If you have a passenger, talk to them. Research comparing different types of auditory stimulation found that conversation with a passenger was more effective at reducing long-drive fatigue than listening to music. Music helps a little, but it’s passive. Conversation requires your brain to actively process, respond, and stay engaged. If you’re driving solo, a phone call on speaker or a genuinely engaging podcast or audiobook is a better choice than background music, though none of these are substitutes for actual rest when you’re truly tired.

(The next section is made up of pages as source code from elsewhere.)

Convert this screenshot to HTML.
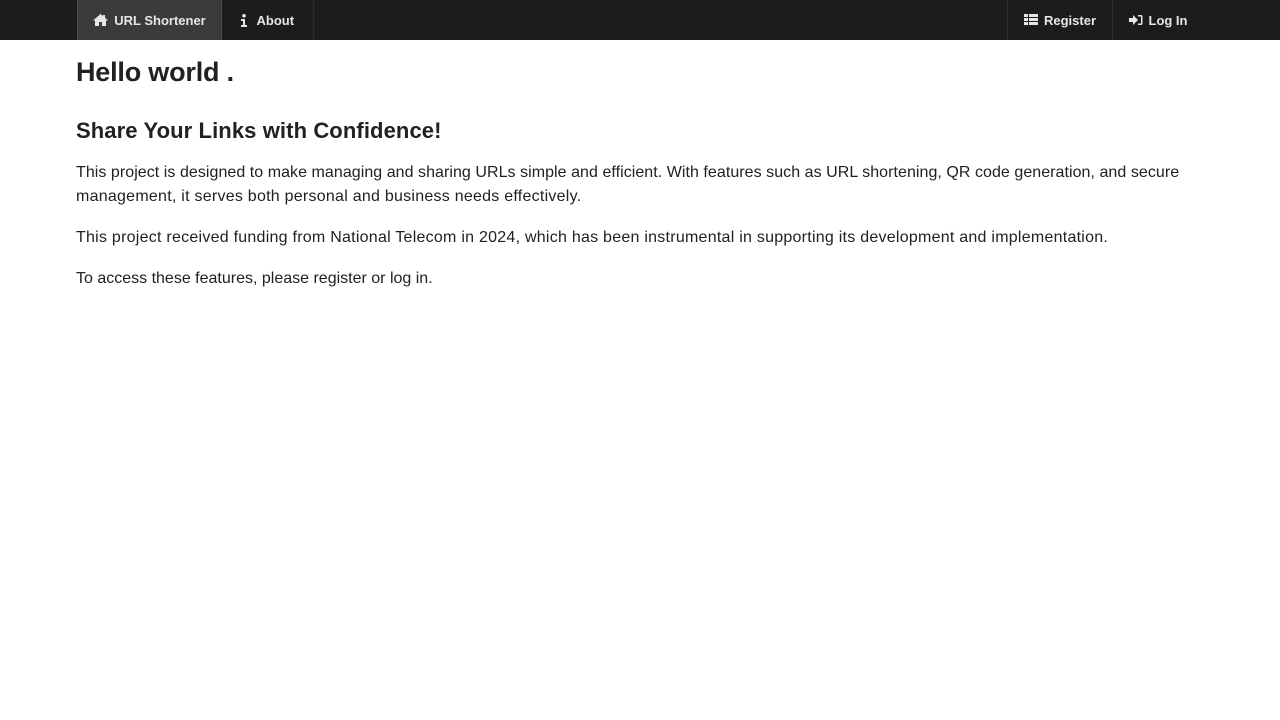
<!DOCTYPE html>
<html><head><meta charset="utf-8"><style>
*{box-sizing:border-box}
body{margin:0;background:#fff;font-family:"Liberation Sans",sans-serif;color:#212121}
.nav{position:absolute;left:0;top:0;width:1280px;height:40px;background:#1b1c1d}
.it{position:absolute;top:0;height:40px;display:flex;align-items:center;justify-content:center;gap:6px;color:#e6e6e6;font-size:13px;font-weight:bold;border-right:1px solid rgba(255,255,255,.08)}
.it svg{fill:#e6e6e6}
.h1{position:absolute;left:76px;top:57px;font-size:27px;font-weight:bold;margin:0;letter-spacing:-.2px}
.h2{position:absolute;left:76px;top:118px;font-size:22px;font-weight:bold;margin:0;letter-spacing:.1px}
.p{position:absolute;left:76px;width:1200px;white-space:nowrap;font-size:16px;line-height:24px;margin:0;letter-spacing:.25px}
</style></head><body>
<div class="nav">
<div class="it" style="left:77px;width:145px;background:#3a3b3c;border-left:1px solid rgba(255,255,255,.08)"><svg width="15" height="12" viewBox="0 0 15 12"><path d="M7.5 0L0 6.5h2V12h4V8h3v4h4V6.5h2L12 3.5V1h-2v1z"/></svg>URL Shortener</div>
<div class="it" style="left:222px;width:92px"><svg width="6" height="13" viewBox="0 0 6 13"><circle cx="3" cy="1.8" r="1.8"/><path d="M0 5h4v6h2v2H0v-2h2V7H0z"/></svg>&nbsp;About</div>
<div class="it" style="left:1007px;width:106px;border-left:1px solid rgba(255,255,255,.08)"><svg width="14" height="12" viewBox="0 0 14 12"><path d="M0 0h4v3H0zM5 0h9v3H5zM0 4h4v3H0zM5 4h9v3H5zM0 8h4v3H0zM5 8h9v3H5z"/></svg>Register</div>
<div class="it" style="left:1113px;width:90px;border-right:none"><svg width="14" height="12" viewBox="0 0 14 12"><path d="M0 4h4V1l5 5-5 5V8H0z"/><path d="M9 1h3a1.5 1.5 0 0 1 1.5 1.5v7A1.5 1.5 0 0 1 12 11H9V9.5h3v-7H9z"/></svg>Log In</div>
</div>
<h1 class="h1">Hello world .</h1>
<h2 class="h2">Share Your Links with Confidence!</h2>
<p class="p" style="top:161px"><span style="letter-spacing:.05px">This project is designed to make managing and sharing URLs simple and efficient. With features such as URL shortening, QR code generation, and secure</span><br>management, it serves both personal and business needs effectively.</p>
<p class="p" style="top:226px">This project received funding from National Telecom in 2024, which has been instrumental in supporting its development and implementation.</p>
<p class="p" style="top:267px;letter-spacing:0">To access these features, please register or log in.</p>
</body></html>
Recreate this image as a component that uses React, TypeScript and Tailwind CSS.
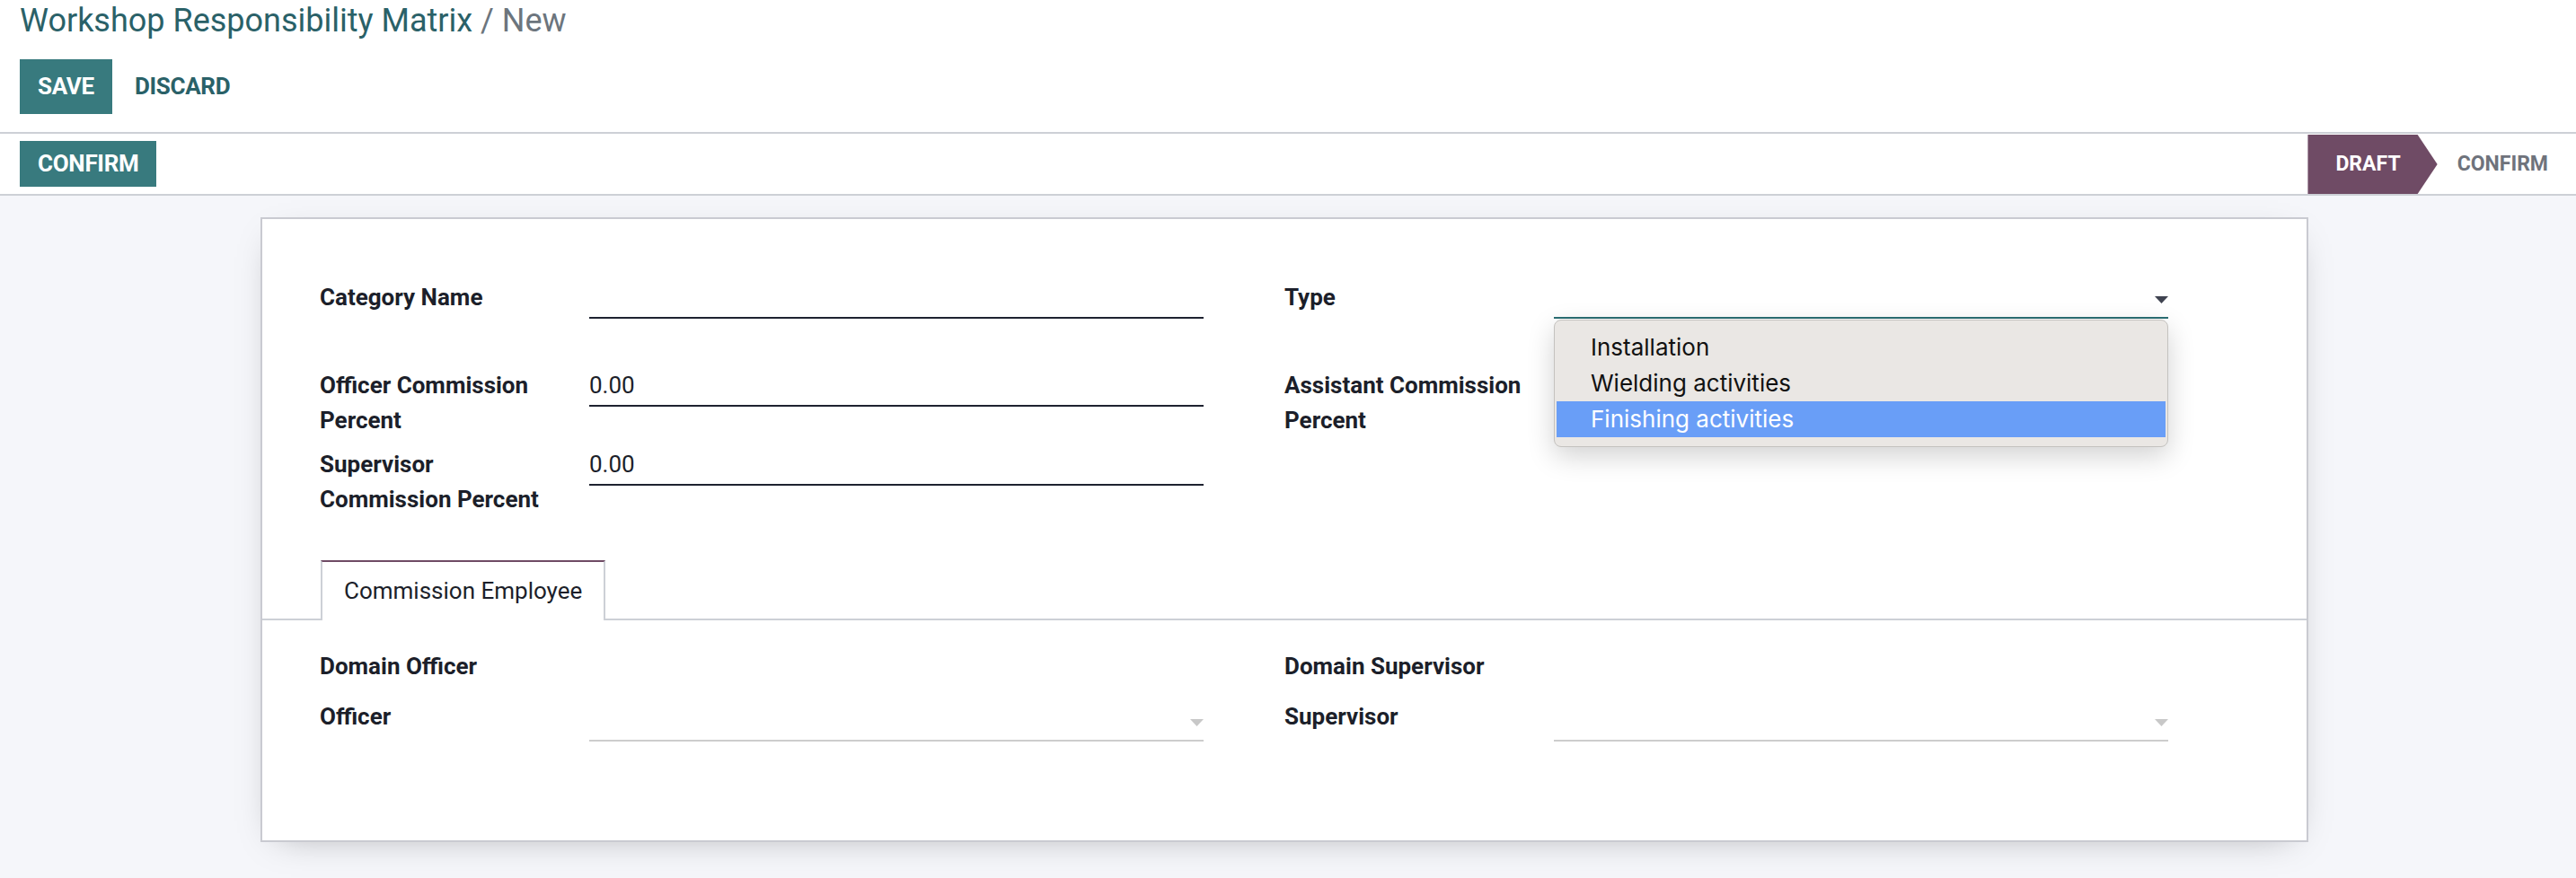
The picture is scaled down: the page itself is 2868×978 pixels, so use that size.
import { Fragment } from 'react'

// shared text styles
const label = "pr-[30px] text-[26px] leading-[39px] font-bold text-[#1c1f2a]"
const fieldCols = "grid grid-cols-[300px_684px_90px_300px_684px]"

function Caret({ color, className }: { color: string; className?: string }) {
  return (
    <svg width="15" height="8" viewBox="0 0 15 8" className={className}>
      <polygon points="0,0 15,0 7.5,8" fill={color} />
    </svg>
  )
}

function TextInput({ value }: { value?: string }) {
  return (
    <div className="h-[43px] border-b-2 border-[#1e2230] text-[26px] leading-[39px] text-[#1c1f2a]">
      {value}
    </div>
  )
}

function Many2one() {
  return (
    <div className="relative h-[47px] border-b-2 border-[#cdcdcd]">
      <Caret color="#c8c8c8" className="absolute right-0 top-[22px]" />
    </div>
  )
}

const typeOptions = ['Installation', 'Wielding activities', 'Finishing activities']

function TypeSelect() {
  return (
    <div className="relative z-10 h-[43px] border-b-2 border-[#2b6f74]">
      <Caret color="#3f4350" className="absolute right-0 top-[18px]" />
      {/* native select popup, open */}
      <div className="absolute left-0 top-[44px] w-full rounded-[8px] bg-[#eae7e4] py-[10px] border border-[#c4c2bf] shadow-[0_10px_30px_rgba(0,0,0,0.18)]">
        {typeOptions.map((opt, i) => (
          <div
            key={opt}
            className={
              i === 2
                ? "mx-[2px] h-[40px] pl-[38px] bg-[#699ef7] text-white font-['Inter',sans-serif] text-[26px] leading-[40px]"
                : "mx-[2px] h-[40px] pl-[38px] text-[#111111] font-['Inter',sans-serif] text-[26px] leading-[40px]"
            }
          >
            {opt}
          </div>
        ))}
      </div>
    </div>
  )
}

export default function App() {
  return (
    <div className="w-[2868px] h-[978px] overflow-hidden bg-[#f5f6fa] font-['Roboto',sans-serif]">
      {/* Control panel */}
      <div className="h-[149px] bg-white border-b-2 border-[#cdd0d6] pl-[22px]">
        <div className="text-[36px] leading-[46px] text-[#2a6168]">
          Workshop Responsibility Matrix <span className="text-[#6c757d]">/ New</span>
        </div>
        <div className="mt-[20px] flex items-center gap-[4px]">
          <button className="h-[61px] px-[20px] bg-[#387a7e] text-white text-[26px] font-bold uppercase tracking-[-0.3px]">
            Save
          </button>
          <button className="h-[61px] px-[21px] text-[#2a6168] text-[26px] font-bold uppercase tracking-[-0.3px]">
            Discard
          </button>
        </div>
      </div>

      {/* Status bar */}
      <div className="h-[69px] bg-white border-b-2 border-[#cdd0d6] flex justify-between pl-[22px]">
        <button className="mt-[8px] h-[51px] px-[20px] bg-[#387a7e] text-white text-[26px] font-bold uppercase tracking-[-0.3px]">
          Confirm
        </button>
        <div className="flex h-[66px] mt-[1px] items-center">
          <div className="h-full flex items-center pl-[31px] pr-[41px] bg-[#6f4b65] text-white text-[23px] font-bold uppercase [clip-path:polygon(0_0,calc(100%-22px)_0,100%_50%,calc(100%-22px)_100%,0_100%)]">
            Draft
          </div>
          <div className="pl-[22px] pr-[31px] text-[#6f737c] text-[23px] font-bold uppercase">Confirm</div>
        </div>
      </div>

      {/* Sheet */}
      <div className="pt-[24px]">
        <div className="ml-[290px] w-[2280px] h-[696px] bg-white border-2 border-[#c9cad1] shadow-[0_10px_40px_-20px_rgba(0,0,0,0.35)]">
          <div className={`pt-[68px] pl-[64px] ${fieldCols} grid-rows-[98px_88px_78px]`}>
            <div className={label}>Category Name</div>
            <TextInput />
            <div />
            <div className={label}>Type</div>
            <TypeSelect />

            <div className={label}>Officer Commission Percent</div>
            <TextInput value="0.00" />
            <div />
            <div className={label}>Assistant Commission Percent</div>
            {/* value hidden behind the open popup */}
            <TextInput />

            <div className={label}>Supervisor Commission Percent</div>
            <TextInput value="0.00" />
            <div />
            <div />
            <div />
          </div>

          {/* Notebook */}
          <div className="mt-[48px] flex border-b-2 border-[#cdd0d6] pl-[65px]">
            <div className="-mb-[2px] h-[67px] flex items-center px-[24px] bg-white border-t-2 border-t-[#6f4b65] border-x-2 border-x-[#cdd0d6] text-[26px] text-[#1c1f2a]">
              Commission Employee
            </div>
          </div>
          <div className={`pt-[32px] pl-[64px] ${fieldCols} grid-rows-[56px_47px]`}>
            {[
              ['Domain Officer', 'Domain Supervisor', false],
              ['Officer', 'Supervisor', true],
            ].map(([left, right, hasField]) => (
              <Fragment key={left as string}>
                <div className={label}>{left}</div>
                {hasField ? <Many2one /> : <div />}
                <div />
                <div className={label}>{right}</div>
                {hasField ? <Many2one /> : <div />}
              </Fragment>
            ))}
          </div>
        </div>
      </div>
    </div>
  )
}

Plan Your Breaks Before You Leave

The best defense against driving fatigue is building breaks into your trip before you start, not waiting until you feel tired to decide you need one. Every two hours or 100 miles, stop the car. Get out, walk around for five to ten minutes, stretch, and drink some water. This sounds like it will slow you down, but the time you lose to breaks is trivial compared to the time you lose when fatigue forces you to pull over for a long, unplanned nap, or worse.

If you’re planning a trip that will keep you driving past midnight or through the early morning hours, seriously consider breaking the trip into two days. No schedule is worth the risk of falling asleep at 3 a.m. on a highway. And if you got fewer than seven hours of sleep the night before, adjust your expectations for how far you can safely drive. Starting a ten-hour drive on five hours of sleep is starting impaired.

What Doesn’t Actually Work

Rolling down the window, turning up the radio, slapping your own face, chewing gum: these are the strategies people reach for when they’re desperate, and none of them produce meaningful, lasting improvement in alertness. They might jolt you awake for a few minutes, but they don’t address the underlying sleep pressure building in your brain. If you need to resort to these, you’ve already crossed the line where the only safe option is pulling over and sleeping.